The drive was extraordinarily beautiful. A few turns, a number of hills, dozens of old-fashioned, elegant houses, through lanes and bosky dells whose trees showed early touches of autumn color--and I was in heaven on earth. The deeper I drove the more convinced I was that I would never be interested in owning this house, buried so far from civilization. I pictured the snowdrifts and ice that are sure to come in a few months, making my attractive drive not perhaps less beautiful, but certainly all but inaccessible for days at a time. And a house--I do not need to worry about the upkeep of a country house at this point in my life. But I can dream, can't I?

I took a different, non-GPS-guided route home, passing a huge farm with a gorgeous red barn, rolling hills with sheep and horses--breathtaking!

Thanks to GPS I'm more independent than ever, and can take drives with no particular purpose other than exploring my new neighborhood. I'm looking forward to more days like that one.

Friday, September 20, 2013

New Hope in New Paltz




Some six years ago I wrote a blog called "Finding Fair Hope" from the little town of Fairhope, Alabama.  I deliberately split the name of the town into two components, to expand my reach beyond just writing about the town itself, and in order to write sometimes of fairness and sometimes of hope as well.

I loved the scope of that blog, and kept site meters active in searching the whereabouts of my readers and the words they chose that led them to my postings. I was especially taken aback when, according to my tracker, someone typed this phrase into Google “please give me hope that god is fair” and was directed to the Fair Hope blog.

The person who typed that desperate phrase was not sent to the posts I had made on the nature of God, the soul, and the relationship of man to the universe. You probably know that a search engine’s spider can zero in on a word or group of words and locate any number of ephemeral or peripheral mentions of the word or words you want to search. Thus, some seeking hope that God or anything else be fair, might be sent to a blog called "Finding Fair Hope."

The person with this poignant wish came to this blog on a day when I was rhapsodizing about the weather and even the opportunities for romance at sunset and didn’t stay long enough to check out the many opinions voiced here about whether there is hope that God is fair.

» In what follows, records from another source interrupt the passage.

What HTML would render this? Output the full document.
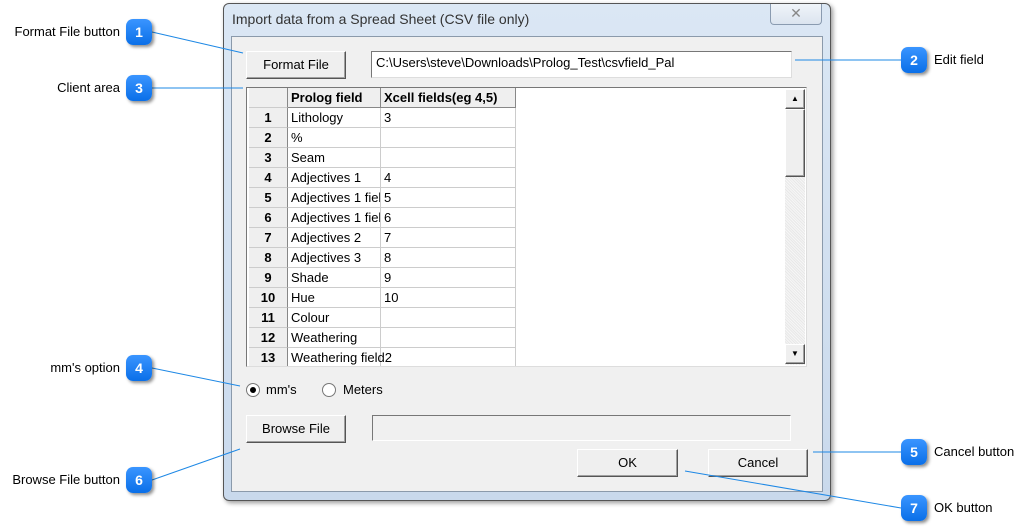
<!DOCTYPE html>
<html><head><meta charset="utf-8"><style>
*{margin:0;padding:0;box-sizing:border-box}
body{width:1030px;height:532px;background:#fff;position:relative;overflow:hidden;font-family:"Liberation Sans",Arial,sans-serif;font-size:13px;color:#000}
.a{position:absolute}
.badge{position:absolute;width:26px;height:26px;border-radius:7px;background:linear-gradient(#3a95ff,#0a6fe8);color:#fff;font-weight:bold;font-size:14px;text-align:center;line-height:26px;box-shadow:2px 2px 3px rgba(0,0,0,.45)}
.lbl{position:absolute;font-size:13px;white-space:nowrap}
.btn{position:absolute;background:#efefef;border:1px solid;border-color:#fff #555 #555 #fff;box-shadow:inset -1px -1px 0 #a0a0a0;text-align:center;font-size:13px}
.cell{position:absolute;height:20px;line-height:20px;border-right:1px solid #ccc;border-bottom:1px solid #ccc;white-space:nowrap;overflow:hidden;font-size:13px;padding-left:3px}
.rn{background:#efefef;font-weight:bold;text-align:center;padding:0;border-right:1px solid #888}
</style></head><body>
<div class="a" style="left:223px;top:3px;width:608px;height:498px;border:1px solid #555;border-radius:6px;background:linear-gradient(#dbe7f4,#c9d9ec);box-shadow:2px 2px 5px rgba(0,0,0,.4)"></div>
<div class="a" style="left:232px;top:11px;font-size:14px;color:#333">Import data from a Spread Sheet (CSV file only)</div>
<div class="a" style="left:770px;top:4px;width:52px;height:21px;border:1px solid #8a9bb0;border-top:none;border-radius:0 0 4px 4px;background:linear-gradient(#f0f4f9,#dbe4ef);text-align:center;color:#888;font-size:14px;line-height:19px">✕</div>
<div class="a" style="left:231px;top:36px;width:592px;height:456px;background:#f0f0f0;border:1px solid #8b9aab"></div>
<div class="btn" style="left:246px;top:51px;width:100px;height:28px;line-height:26px">Format File</div>
<div class="a" style="left:371px;top:51px;width:421px;height:27px;background:#fff;border:1px solid;border-color:#777 #ddd #ddd #777;padding:2px 4px;font-size:13px;line-height:18px">C:\Users\steve\Downloads\Prolog_Test\csvfield_Pal</div>
<div class="a" style="left:246px;top:87px;width:561px;height:280px;background:#fff;border:1px solid;border-color:#777 #ddd #ddd #777;overflow:hidden">
<div style="position:relative">
<div class="cell rn" style="left:2px;top:0;width:39px"></div>
<div class="cell" style="left:41px;top:0;width:93px;background:#efefef;font-weight:bold;border-right:1px solid #888;border-bottom:1px solid #888">Prolog field</div>
<div class="cell" style="left:134px;top:0;width:135px;background:#efefef;font-weight:bold;border-right:1px solid #888;border-bottom:1px solid #888">Xcell fields(eg 4,5)</div>
<div class="cell rn" style="left:2px;top:20px;width:39px">1</div><div class="cell" style="left:41px;top:20px;width:93px">Lithology</div><div class="cell" style="left:134px;top:20px;width:135px">3</div>
<div class="cell rn" style="left:2px;top:40px;width:39px">2</div><div class="cell" style="left:41px;top:40px;width:93px">%</div><div class="cell" style="left:134px;top:40px;width:135px"></div>
<div class="cell rn" style="left:2px;top:60px;width:39px">3</div><div class="cell" style="left:41px;top:60px;width:93px">Seam</div><div class="cell" style="left:134px;top:60px;width:135px"></div>
<div class="cell rn" style="left:2px;top:80px;width:39px">4</div><div class="cell" style="left:41px;top:80px;width:93px">Adjectives 1</div><div class="cell" style="left:134px;top:80px;width:135px">4</div>
<div class="cell rn" style="left:2px;top:100px;width:39px">5</div><div class="cell" style="left:41px;top:100px;width:93px">Adjectives 1 field</div><div class="cell" style="left:134px;top:100px;width:135px">5</div>
<div class="cell rn" style="left:2px;top:120px;width:39px">6</div><div class="cell" style="left:41px;top:120px;width:93px">Adjectives 1 field</div><div class="cell" style="left:134px;top:120px;width:135px">6</div>
<div class="cell rn" style="left:2px;top:140px;width:39px">7</div><div class="cell" style="left:41px;top:140px;width:93px">Adjectives 2</div><div class="cell" style="left:134px;top:140px;width:135px">7</div>
<div class="cell rn" style="left:2px;top:160px;width:39px">8</div><div class="cell" style="left:41px;top:160px;width:93px">Adjectives 3</div><div class="cell" style="left:134px;top:160px;width:135px">8</div>
<div class="cell rn" style="left:2px;top:180px;width:39px">9</div><div class="cell" style="left:41px;top:180px;width:93px">Shade</div><div class="cell" style="left:134px;top:180px;width:135px">9</div>
<div class="cell rn" style="left:2px;top:200px;width:39px">10</div><div class="cell" style="left:41px;top:200px;width:93px">Hue</div><div class="cell" style="left:134px;top:200px;width:135px">10</div>
<div class="cell rn" style="left:2px;top:220px;width:39px">11</div><div class="cell" style="left:41px;top:220px;width:93px">Colour</div><div class="cell" style="left:134px;top:220px;width:135px"></div>
<div class="cell rn" style="left:2px;top:240px;width:39px">12</div><div class="cell" style="left:41px;top:240px;width:93px">Weathering</div><div class="cell" style="left:134px;top:240px;width:135px"></div>
<div class="cell rn" style="left:2px;top:260px;width:39px">13</div><div class="cell" style="left:41px;top:260px;width:93px;overflow:visible">Weathering field2</div><div class="cell" style="left:134px;top:260px;width:135px"></div>
</div>
<div class="a" style="left:538px;top:1px;width:20px;height:276px;background:repeating-linear-gradient(45deg,#e8e8e8 0 1px,#f6f6f6 1px 2px)"></div>
<div class="btn" style="left:538px;top:1px;width:20px;height:20px;font-size:8px;line-height:18px">▲</div>
<div class="btn" style="left:538px;top:21px;width:20px;height:68px"></div>
<div class="btn" style="left:538px;top:256px;width:20px;height:20px;font-size:8px;line-height:18px">▼</div>
</div>
<div class="a" style="left:246px;top:383px;width:14px;height:14px;border-radius:50%;border:1px solid #777;background:#fff"><div style="position:absolute;left:3px;top:3px;width:6px;height:6px;border-radius:50%;background:#000"></div></div>
<div class="lbl" style="left:266px;top:382px">mm's</div>
<div class="a" style="left:322px;top:383px;width:14px;height:14px;border-radius:50%;border:1px solid #777;background:#fff"></div>
<div class="lbl" style="left:343px;top:382px">Meters</div>
<div class="btn" style="left:246px;top:415px;width:100px;height:28px;line-height:26px">Browse File</div>
<div class="a" style="left:372px;top:415px;width:419px;height:26px;border:1px solid;border-color:#777 #fff #fff #777;background:#f0f0f0"></div>
<div class="btn" style="left:577px;top:449px;width:101px;height:28px;line-height:26px">OK</div>
<div class="btn" style="left:708px;top:449px;width:100px;height:28px;line-height:26px">Cancel</div>
<svg class="a" style="left:0;top:0" width="1030" height="532"><g stroke="#1e88e5" stroke-width="1" fill="none">
<line x1="152" y1="32" x2="243" y2="53"/>
<line x1="152" y1="88" x2="243" y2="88"/>
<line x1="152" y1="368" x2="240" y2="386"/>
<line x1="152" y1="480" x2="240" y2="449"/>
<line x1="795" y1="60" x2="901" y2="60"/>
<line x1="813" y1="452" x2="901" y2="452"/>
<line x1="685" y1="471" x2="901" y2="508"/>
</g></svg>
<div class="badge" style="left:126px;top:19px">1</div>
<div class="badge" style="left:126px;top:75px">3</div>
<div class="badge" style="left:126px;top:355px">4</div>
<div class="badge" style="left:126px;top:467px">6</div>
<div class="badge" style="left:901px;top:47px">2</div>
<div class="badge" style="left:901px;top:439px">5</div>
<div class="badge" style="left:901px;top:495px">7</div>
<div class="lbl" style="right:910px;top:24px">Format File button</div>
<div class="lbl" style="right:910px;top:80px">Client area</div>
<div class="lbl" style="right:910px;top:360px">mm's option</div>
<div class="lbl" style="right:910px;top:472px">Browse File button</div>
<div class="lbl" style="left:934px;top:52px">Edit field</div>
<div class="lbl" style="left:934px;top:444px">Cancel button</div>
<div class="lbl" style="left:934px;top:500px">OK button</div>
</body></html>
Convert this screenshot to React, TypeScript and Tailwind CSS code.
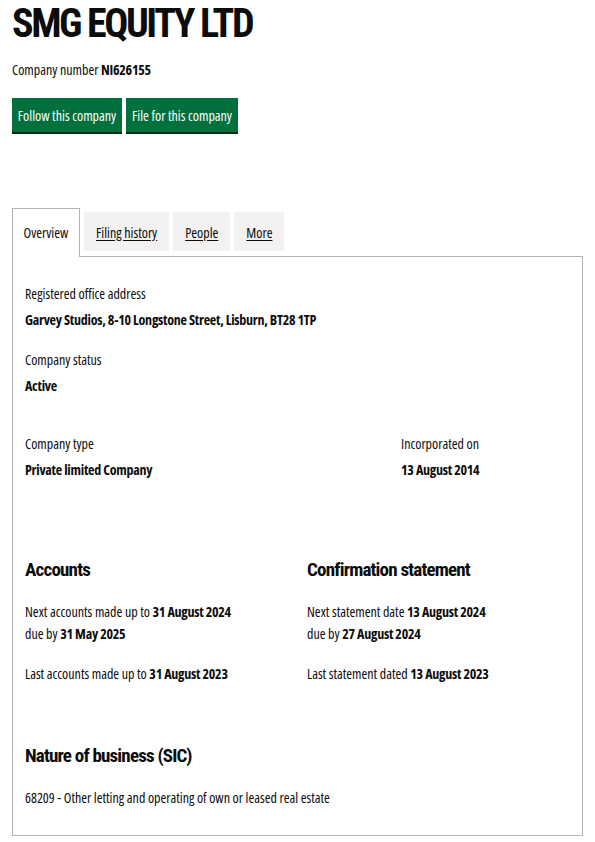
import React from "react"

const body = "font-['Open_Sans',sans-serif] [font-stretch:80%]"
const head = "font-['Roboto_Condensed','Liberation_Sans',sans-serif] [font-stretch:normal]"
const bold = "font-bold tracking-[-0.25px]"

const Field = ({ label, value, className = "" }: { label: string; value: string; className?: string }) => (
  <div className={className}>
    <div className="text-[14px] leading-[22px]">{label}</div>
    <div className={`mt-[4px] text-[14px] leading-[22px] ${bold}`}>{value}</div>
  </div>
)

const Line = ({ children, className = "" }: { children: React.ReactNode; className?: string }) => (
  <p className={`text-[14px] leading-[22px] ${className}`}>{children}</p>
)

const B = ({ children }: { children: React.ReactNode }) => <strong className={bold}>{children}</strong>

const tabs = ["Filing history", "People", "More"]

export default function App() {
  return (
    <div className={`min-h-[842px] w-[595px] bg-white px-[12px] text-[#0b0c0c] ${body}`}>
      <h1 className={`text-[40px] leading-[48px] font-bold tracking-[-2.4px] ${head}`}>SMG EQUITY LTD</h1>
      <p className="mt-[11px] text-[14px] leading-[22px]">
        Company number <B>NI626155</B>
      </p>

      <div className="mt-[17px] flex gap-[4px]">
        <button className="h-[34px] w-[110px] bg-[#00703c] text-[14px] text-white shadow-[0_2px_0_#002d18]">
          Follow this company
        </button>
        <button className="h-[34px] w-[112px] bg-[#00703c] text-[14px] text-white shadow-[0_2px_0_#002d18]">
          File for this company
        </button>
      </div>

      <div className="mt-[76px]">
        <ul className="flex items-end gap-[4px]">
          <li className="relative z-10 -mb-px flex h-[49px] w-[68px] items-start justify-center border border-b-0 border-[#b1b4b6] bg-white pt-[13px]">
            <span className="text-[14px] leading-[22px]">Overview</span>
          </li>
          {tabs.map((t) => (
            <li key={t} className="mb-[5px] flex h-[39px] items-center bg-[#f3f2f1] px-[12px] pt-[2px]">
              <a href="#" className="text-[14px] leading-[22px] underline underline-offset-2">
                {t}
              </a>
            </li>
          ))}
        </ul>

        <div className="h-[580px] border border-[#b1b4b6] px-[12px] pt-[26px]">
          <Field label="Registered office address" value="Garvey Studios, 8-10 Longstone Street, Lisburn, BT28 1TP" />
          <Field className="mt-[18px]" label="Company status" value="Active" />

          <div className="mt-[36px] grid grid-cols-[376px_1fr]">
            <Field label="Company type" value="Private limited Company" />
            <Field label="Incorporated on" value="13 August 2014" />
          </div>

          <div className="mt-[76px] grid grid-cols-[282px_1fr]">
            <div>
              <h2 className={`text-[19px] leading-[26px] font-bold tracking-[-0.8px] ${head}`}>Accounts</h2>
              <Line className="mt-[18px]">
                Next accounts made up to <B>31 August 2024</B>
              </Line>
              <Line>
                due by <B>31 May 2025</B>
              </Line>
              <Line className="mt-[18px]">
                Last accounts made up to <B>31 August 2023</B>
              </Line>
            </div>
            <div>
              <h2 className={`text-[19px] leading-[26px] font-bold tracking-[-0.8px] ${head}`}>Confirmation statement</h2>
              <Line className="mt-[18px]">
                Next statement date <B>13 August 2024</B>
              </Line>
              <Line>
                due by <B>27 August 2024</B>
              </Line>
              <Line className="mt-[18px]">
                Last statement dated <B>13 August 2023</B>
              </Line>
            </div>
          </div>

          <h2 className={`mt-[58px] text-[19px] leading-[26px] font-bold tracking-[-0.8px] ${head}`}>
            Nature of business (SIC)
          </h2>
          <Line className="mt-[18px]">68209 - Other letting and operating of own or leased real estate</Line>
        </div>
      </div>
    </div>
  )
}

For the record I shall try to answer that question now. In my opinion there is some kind of force that I am not uncomfortable calling god, with or without the capital letter. This force needs a name, and long ago man gave it the name “god” and I don’t think even with all that baggage that identity has accumulated that we have come up with anything better. The problem is that the name is so old, it has literally grown a beard, as we used to say about old stories in the newspaper game. It carries with it a human picture. “God” appears to be a man, although, as Margaret Atwood has pointed out, never in the Bible does the image appear as a man – it appears as a burning bush, or in any number of guises, not including a male human being. But when Leonardo and others wanted to paint a picture, they referred to the old pictures of the god of gods--Zeus--who dwelt in the clouds and carried a handful of lightning bolts for added impact, as if that were needed. That guy also had a long white beard.

Today when we want to be iconoclastic, we say, “I don’t believe in an old man in the clouds with a long white beard,” but that is not the concept of a higher power anyway. There are people to whom those old paintings reveal the face of God, but to deny that we are moved by them is not to deny the existence of God – or even to prove that we are deep thinkers. It’s simply Step One in the process of examining the question. This is what I do not believe. What do I believe?

Do I believe that “god is fair”? I’m afraid I have to answer no to that one. I assume the question comes from someone who wants a specific thing from life, and has observed that less deserving people seem to get all they want. If there is a god, why does “he” do things this way?

Some say that he gives us the lessons we need. I think even that is too pat an answer. There are far too many people who never get any lessons at all, or appear not to. All too often, they are the ones with all the stuff. We don’t know what is happening in their life, but we know they have done bad things to acquire what they have, and we tell ourselves that “what goes around comes around.” Unfortunately, I haven’t seen this to be true either.

I read a wonderful book review today by Margaret Atwood, who, to my mind is one of the most refreshing women in the world today.  I think I could say I'd like to be her when I grow up. Reading her words about Stephen King's latest novel reminded me of this post on the "Fair Hope" blog. About that time she was discussing faith and reason with Bill Moyers. There is no better person alive to make those topics come to life--in a novel, a poem, a television interview, or in my livingroom if she would just drop in for a visit.

She claimed to be a committed agnostic, and made the statement that atheism is a religion. Ha ha. I love that, and agree with her. Ha ha, because those I know who claim to be atheists would hate that characterization -- but Atwood says, it is a belief, therefore it is a religion. As a committed agnostic, she admits the possibility that God may or may not exist, and that her commitment allows discussion of the matter. She says we believe what we are comfortable believing, and that that is a choice we make because it works for us. An atheist believes--because he demands proof--in a negative. An agnostic simply wonders and investigates, not looking for proof so much as for belief. And a believer is happy with his choice -- there is something he just knows is there. I think that's what she said, but I was half asleep as I watched. It may just have been my own conclusion.


Where is the hope, then? It’s inside you, if you are a human being. It is hope that is making you ask the question. Through the power of organized religion and traditional upbringing, many of us are conflicted by even having doubts that what we were told is true. We expect that guy in the clouds to release the lightning bolts our way.

If the person who asked the Internet about fairness ever came back to the blog, I never knew of it. I tried to keep an open, healthy discussion of the question going. For now, let this be my answer: There are times in life when a re-examination of one’s expectations is required. There are times when we all feel hopeless and hurt. It is part of the condition of life on this human plane, which no amount of examination can adequately define. We are created to ask and not get answers. But in the Pandora’s box there is also that last element, all too often left behind. We are also, as human beings, endowed with hope.